Saí da aula, ontem, gralha feita pavão. Se aquilo não fizer mais nada, pelo menos alimenta-me o ego. Para quem quer saber onde é, por favor enviem-me um email, que eu darei todos os detalhes.

06 março 2012

ainda a propósito das palavras

Não é por me escaparem, atrevidas e insurrectas, que não as valorizo. Quando paro um pouco e consigo guardá-las cá dentro lembro-me de como gosto de apreciar as artes visuais e de tudo o que fala sem língua nem letras. De seguida, dá-me de novo vontade de ter uma máquina fotográfica de jeito. Não sendo isso possível, venho para aqui escrever mais inutilidades.
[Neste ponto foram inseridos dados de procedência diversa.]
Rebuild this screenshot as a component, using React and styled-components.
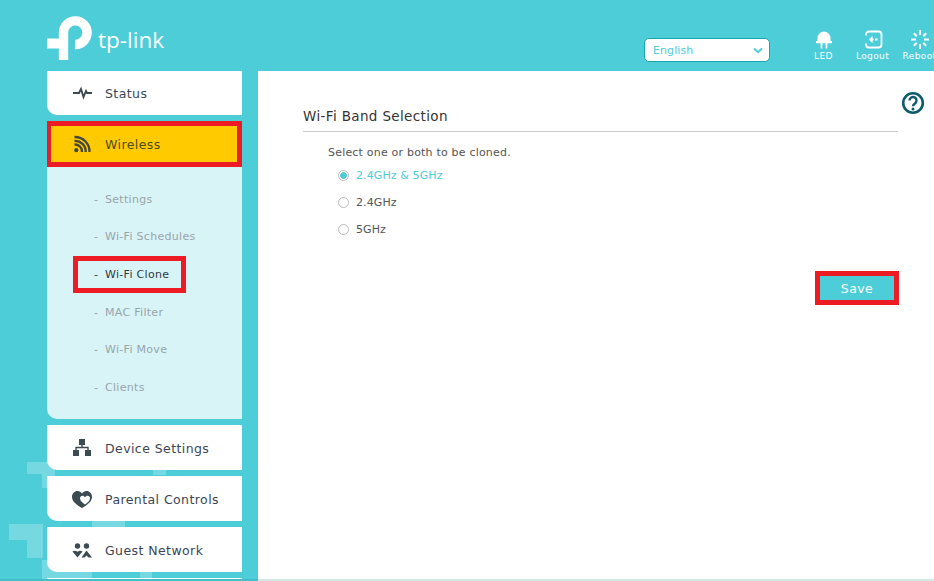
import React from 'react';
import styled, { createGlobalStyle } from 'styled-components';

const GlobalStyle = createGlobalStyle`
  html, body {
    margin: 0;
    padding: 0;
    height: 581px;
    overflow: hidden;
    font-family: "DejaVu Sans", Verdana, sans-serif;
  }
`;

const teal = '#4ccdd8';
const red = '#ed1c24';

const Page = styled.div`
  position: relative;
  display: flex;
  flex-direction: column;
  width: 934px;
  height: 581px;
  overflow: hidden;
  background: ${teal};
`;

const Watermark = styled.svg`
  position: absolute;
  left: 0;
  top: 0;
  width: 260px;
  height: 581px;
`;

const Header = styled.header`
  position: relative;
  display: flex;
  flex: none;
  height: 71px;
  padding-left: 47px;
  overflow: hidden;
`;

const Logo = styled.div`
  display: flex;
  flex: none;
  width: 597px;
  padding-top: 16px;
  box-sizing: border-box;
`;

const Wordmark = styled.span`
  margin: 9px 0 0 5px;
  font-family: "Open Sans", sans-serif;
  font-size: 22.5px;
  line-height: 30px;
  color: #fff;
`;

const LangSelect = styled.div`
  display: flex;
  flex: none;
  align-items: center;
  justify-content: space-between;
  box-sizing: border-box;
  width: 126px;
  height: 24px;
  margin: 38px 29px 0 0;
  padding: 0 6px 0 8px;
  background: #fff;
  border: 1px solid #1aa8b0;
  border-radius: 5px;
  font-size: 11px;
  letter-spacing: 0.1px;
  color: ${teal};
`;

const Action = styled.div`
  display: flex;
  flex: none;
  flex-direction: column;
  align-items: center;
  width: 49px;
  margin-left: ${p => (p.$tight ? -2 : 0)}px;
  padding-top: 30px;
  color: #fff;
  font-size: 9px;
  letter-spacing: 0.4px;
  line-height: 11px;
`;

const ActionIcon = styled.svg`
  width: 20px;
  height: 19px;
  margin-bottom: 2px;
  color: #fff;
`;

const Body = styled.div`
  position: relative;
  display: flex;
  flex: 1;
  min-height: 0;
`;

const Sidebar = styled.nav`
  display: flex;
  flex: none;
  flex-direction: column;
  gap: 6px;
  width: 195px;
  margin: 0 16px 0 47px;
  overflow: hidden;
`;

const SideGroup = styled.div`
  display: flex;
  flex: none;
  flex-direction: column;
`;

const NavItem = styled.div`
  display: flex;
  flex: none;
  align-items: center;
  box-sizing: border-box;
  height: ${p => (p.$active ? 46 : p.$short ? 44 : 45)}px;
  margin-left: ${p => (p.$active ? -1 : 0)}px;
  padding-left: ${p => (p.$active ? 19 : 23)}px;
  padding-top: ${p => (p.$active || p.$short ? 0 : 1)}px;
  background: ${p => (p.$active ? '#ffcb00' : '#fff')};
  border: ${p => (p.$active ? `5px solid ${red}` : 'none')};
  border-bottom-left-radius: ${p => (p.$active ? 0 : 10)}px;
  font-size: 12.5px;
  letter-spacing: 0.42px;
  color: ${p => (p.$active ? '#4d4a22' : '#3b4654')};
`;

const NavIcon = styled.svg`
  flex: none;
  width: 24px;
  height: 20px;
  margin-right: 11px;
  color: ${p => p.$color || '#3c4a52'};
`;

const SubMenu = styled.div`
  display: flex;
  flex-direction: column;
  align-items: flex-start;
  box-sizing: border-box;
  height: 252px;
  padding-top: 13.4px;
  background: #d9f4f6;
  border-bottom-left-radius: 10px;
`;

const SubItem = styled.div`
  display: flex;
  align-items: center;
  box-sizing: border-box;
  height: 37.7px;
  margin-left: 26px;
  padding: 0 12px 0 16px;
  border: 5px solid ${p => (p.$active ? red : 'transparent')};
  font-size: 11px;
  letter-spacing: 0.3px;
  color: ${p => (p.$active ? '#2f3a46' : '#98a4ac')};
`;

const Dash = styled.span`
  width: 11px;
  flex: none;
`;

const Main = styled.main`
  display: flex;
  flex: 1;
  flex-direction: column;
  box-sizing: border-box;
  min-width: 0;
  padding: 20px 36px 0 45px;
  background: #fff;
`;

const HelpRow = styled.div`
  display: flex;
  justify-content: flex-end;
  height: 17px;
  margin-right: -27px;
`;

const SectionTitle = styled.h2`
  margin: 0;
  height: 23px;
  border-bottom: 1px solid #ccc;
  font-size: 13.5px;
  font-weight: 400;
  line-height: 17px;
  letter-spacing: 0.36px;
  color: #333;
`;

const Hint = styled.p`
  margin: 14px 0 0 25px;
  font-size: 11px;
  line-height: 14px;
  letter-spacing: 0.2px;
  color: #555;
`;

const RadioList = styled.div`
  display: flex;
  flex-direction: column;
  margin: 2px 0 0 35px;
`;

const RadioRow = styled.label`
  display: flex;
  align-items: center;
  gap: 7px;
  height: 27px;
  font-size: 11px;
  letter-spacing: 0.1px;
  color: ${p => (p.$checked ? teal : '#555')};
`;

const Radio = styled.span`
  flex: none;
  box-sizing: border-box;
  width: 11px;
  height: 11px;
  border: 1px solid #bbb;
  border-radius: 50%;
  background: ${p => (p.$checked ? `radial-gradient(circle, ${teal} 0 3px, #fff 3.6px)` : '#fff')};
`;

const Actions = styled.div`
  display: flex;
  justify-content: flex-end;
  margin: 28px -1px 0 0;
`;

const SaveButton = styled.button`
  box-sizing: border-box;
  width: 84px;
  height: 34px;
  padding: 0;
  background: ${teal};
  border: 5px solid ${red};
  font-family: inherit;
  font-size: 12.5px;
  letter-spacing: 0.4px;
  color: #fff;
`;

const Footer = styled.div`
  position: relative;
  display: flex;
  flex: none;
  height: 2px;
`;

const FooterEdge = styled.div`
  flex: ${p => (p.$fill ? 1 : 'none')};
  width: ${p => (p.$fill ? 'auto' : '258px')};
  background: ${p => (p.$fill ? '#d5e8e8' : '#40bfc9')};
`;

const subItems = ['Settings', 'Wi-Fi Schedules', 'Wi-Fi Clone', 'MAC Filter', 'Wi-Fi Move', 'Clients'];

const bands = ['2.4GHz & 5GHz', '2.4GHz', '5GHz'];

const watermarkRects = [
  [27, 462, 28, 12],
  [42, 474, 13, 14],
  [153, 470, 13, 5],
  [92, 521, 33, 6],
  [9, 524, 34, 16],
  [27, 540, 16, 18],
  [42, 560, 50, 19],
  [140, 572, 12, 7],
];

const LogoMark = () => (
  <svg width="46" height="46" viewBox="0 0 46 46" fill="none">
    <path d="M16.500 44V16.500A11.800 11.800 0 1 1 28 28.500" stroke="#fff" strokeWidth="9.400" />
    <path d="M0 22.500H17V32.500H0Z" fill="#fff" />
  </svg>
);

const Chevron = () => (
  <svg width="10" height="7" viewBox="0 0 10 7" fill="none">
    <path d="M1 1.500L5 5.200L9 1.500" stroke={teal} strokeWidth="2" />
  </svg>
);

const LedIcon = () => (
  <ActionIcon viewBox="0 0 20 19">
    <path d="M3.500 11V8a6.500 6.500 0 0 1 13 0v3h1.500v2.200H2V11z" fill="currentColor" />
    <path d="M7.500 13v5.500M12.500 13v5.500" stroke="currentColor" strokeWidth="1.800" />
  </ActionIcon>
);

const LogoutIcon = () => (
  <ActionIcon viewBox="0 0 20 19" fill="none">
    <path d="M6 1.500h9.500a3 3 0 0 1 3 3v10a3 3 0 0 1-3 3H6a3 3 0 0 1-3-3v-1M3 5.500v-1a3 3 0 0 1 3-3" stroke="currentColor" strokeWidth="1.800" />
    <path d="M9.500 5.800L6 9.500l3.500 3.700z" fill="currentColor" />
    <path d="M8 9.500h2.500M12 9.500h2.500" stroke="currentColor" strokeWidth="1.800" />
  </ActionIcon>
);

const RebootIcon = () => (
  <ActionIcon viewBox="0 0 20 19" fill="none" stroke="currentColor" strokeWidth="2">
    <path d="M10 0v5M10 14v5M1 9.500h5M14 9.500h5M3.800 3.300l3 3M13.200 12.700l3 3M16.200 3.300l-3 3M6.800 12.700l-3 3" />
  </ActionIcon>
);

const StatusIcon = () => (
  <NavIcon viewBox="0 0 24 20" fill="none">
    <path d="M3 10h6l2-4 2.500 8 2.500-6 1 2h5" stroke="currentColor" strokeWidth="1.900" />
  </NavIcon>
);

const WirelessIcon = () => (
  <NavIcon viewBox="0 0 24 20" fill="none" $color="#45473a">
    <circle cx="6.300" cy="16.200" r="2.100" fill="currentColor" />
    <path d="M4.500 10.500a7 7 0 0 1 7.500 7.500M4.500 6.800a10.700 10.700 0 0 1 11.200 11.200M4.500 3a14.500 14.500 0 0 1 15 15" stroke="currentColor" strokeWidth="2.300" />
  </NavIcon>
);

const DeviceIcon = () => (
  <NavIcon viewBox="0 0 24 20" fill="none">
    <path d="M9 1h6v6H9zM3 12h6v6H3zM15 12h6v6h-6z" fill="currentColor" />
    <path d="M12 7v3M6 12V9.500h12V12" stroke="currentColor" strokeWidth="1.400" />
  </NavIcon>
);

const ParentalIcon = () => (
  <NavIcon viewBox="0 0 24 20">
    <path d="M12 19C6 15.500 2 12.500 2 7.800 2 4.500 4.500 2 7.500 2 9.500 2 11 3 12 4.500 13 3 14.500 2 16.500 2 19.500 2 22 4.500 22 7.800 22 12.500 18 15.500 12 19z" fill="currentColor" />
    <path d="M15 15.500c-3-2.300-5-4-5-6.300 0-1.500 1.100-2.500 2.400-2.500 1.100 0 2 .6 2.600 1.600.6-1 1.500-1.600 2.600-1.600 1.300 0 2.400 1 2.400 2.500 0 2.300-2 4-5 6.300z" fill="#fff" />
  </NavIcon>
);

const GuestIcon = () => (
  <NavIcon viewBox="0 0 24 20" fill="currentColor">
    <circle cx="7.500" cy="6" r="2.700" />
    <circle cx="16.500" cy="6" r="2.700" />
    <path d="M2.500 11.500c1.500-1.200 3.500-1 5 .2 1.500-1.200 3.500-1.400 5-.2l-5 6zM16.500 10.500l5.500 7h-3.500l-2-2-2 2H11.500z" />
  </NavIcon>
);

const HelpIcon = () => (
  <svg width="24" height="24" viewBox="0 0 24 24" fill="none">
    <circle cx="12" cy="12" r="9.800" stroke="#0e5b6c" strokeWidth="2.600" />
    <path d="M8.500 9.500a3.500 3.500 0 1 1 5.400 2.900c-1.300.9-1.900 1.400-1.900 2.800" stroke="#0e5b6c" strokeWidth="2.400" />
    <circle cx="12" cy="18" r="1.500" fill="#0e5b6c" />
  </svg>
);

export default function App() {
  return (
    <>
      <GlobalStyle />
      <Page>
        <Watermark viewBox="0 0 260 581" aria-hidden="true">
          {watermarkRects.map(([x, y, w, h]) => (
            <rect key={`${x}-${y}`} x={x} y={y} width={w} height={h} fill="#fff" fillOpacity="0.24" />
          ))}
        </Watermark>
        <Header>
          <Logo>
            <LogoMark />
            <Wordmark>tp-link</Wordmark>
          </Logo>
          <LangSelect>
            English
            <Chevron />
          </LangSelect>
          <Action>
            <LedIcon />
            LED
          </Action>
          <Action>
            <LogoutIcon />
            Logout
          </Action>
          <Action $tight>
            <RebootIcon />
            Reboot
          </Action>
        </Header>
        <Body>
          <Sidebar>
            <NavItem $short>
              <StatusIcon />
              Status
            </NavItem>
            <SideGroup>
              <NavItem $active>
                <WirelessIcon />
                Wireless
              </NavItem>
              <SubMenu>
                {subItems.map(item => (
                  <SubItem key={item} $active={item === 'Wi-Fi Clone'}>
                    <Dash>-</Dash>
                    {item}
                  </SubItem>
                ))}
              </SubMenu>
            </SideGroup>
            <NavItem>
              <DeviceIcon />
              Device Settings
            </NavItem>
            <NavItem>
              <ParentalIcon />
              Parental Controls
            </NavItem>
            <NavItem>
              <GuestIcon />
              Guest Network
            </NavItem>
            <NavItem />
          </Sidebar>
          <Main>
            <HelpRow>
              <HelpIcon />
            </HelpRow>
            <SectionTitle>Wi-Fi Band Selection</SectionTitle>
            <Hint>Select one or both to be cloned.</Hint>
            <RadioList>
              {bands.map((band, index) => (
                <RadioRow key={band} $checked={index === 0}>
                  <Radio $checked={index === 0} />
                  {band}
                </RadioRow>
              ))}
            </RadioList>
            <Actions>
              <SaveButton>Save</SaveButton>
            </Actions>
          </Main>
        </Body>
        <Footer>
          <FooterEdge />
          <FooterEdge $fill />
        </Footer>
      </Page>
    </>
  );
}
Hoje começo o curso de escrita criativa. Estou cheia de vergonha. Detesto primeiros dias de aulas. Detesto apresentações. Se me perguntarem por que estou ali, fujo pela porta fora. Tenho de praticar o meu ar introspectivo ao espelho antes de sair de casa. E desenhar umas olheiras a kohl, pelo sim, pelo não. Será que devia começar a fumar?

05 março 2012

perder a autoridade

Tinha aqui mais um post em banho-maria sobre estas questões da maturidade e coiso. E depois reparei que trazia dentro de uma das pernas das minhas skinnies (olha a referência fashionista!) as cuecas que usei ontem. Atrás do joelho. Há 4 horas, desde que enfiei à pressa a mesma roupa de ontem, exceptuando os interiores. Assim percebo as minhas dores de crescimento e incapacidade de aceitar a condição de adulta. Há uma constante parvoeira dentro de mim a querer sair, que não se coaduna com reflexões existencialistas, com aprendizagens profundas, com amizades daquelas em que somos ombros e consciências uns dos outros - em vez de alvo de chacota mútua ou ouvido para a piadola palerma. Enquanto fizer destas coisas, e isso me der um gostinho bom de vergonha e infantilidade, nunca serei uma pessoa crescida. Nem conseguirei conviver decentemente com pessoas chatas como a potassa crescidas.

E o medo de que alguém me roube a mala de esticão e me leve a cueca enroladinha debaixo do porta-moedas?